Personal information
- Date of birth: 21 February 2006 (age 20)
- Place of birth: Carcassonne, France
- Height: 1.83 m (6 ft 0 in)
- Position: Centre-back

Team information
- Current team: Saint-Étienne
- Number: 39

Youth career
- 2012–2013: FC Épinay Athletico
- 2013–2014: Viry-Châtillon
- 2014–2017: Tremplin Foot
- 2017–2021: US Ris-Orangis
- 2021–2023: Saint-Étienne

Senior career*
- Years: Team / Apps / (Gls)
- 2023–2025: Saint-Étienne II / 23 / (0)
- 2024–: Saint-Étienne / 19 / (2)

International career^{‡}
- 2021: France U16 / 3 / (0)
- 2024: France U19 / 2 / (0)

= Kévin Pedro =

French footballer

Kévin Pedro (born 21 February 2006) is a professional footballer who plays as a centre-back for club Saint-Étienne. He represented France at youth level internationally, switching to represent DR Congo at senior level.

==Club career==
Pedro is a product of the youth academies of FC Épinay Athletico, Viry-Châtillon, Tremplin Foot, US Ris-Orangis and Saint-Étienne.

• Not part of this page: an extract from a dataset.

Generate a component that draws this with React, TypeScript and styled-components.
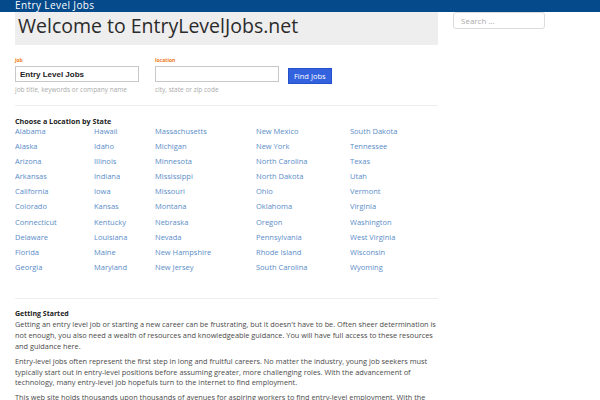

He made his senior and professional debut with Saint-Étienne as a substitute in a 1–0 Ligue 1 loss to Monaco on 1 August 2024.

==International career==
Born in France, Pedro is of DR Congolese descent. In September 2024, he was called up to the France U19s for a friendly tournament.

Pedro was one of the players who were called up with the DR Congo national team by head coach Sébastien Desabre for the 2027 Africa Cup of Nations qualification matches against Equatorial Guinea (24 September 2026), Zimbabwe (28 September) and the 2 friendlies against Uganda (2 and 5 October).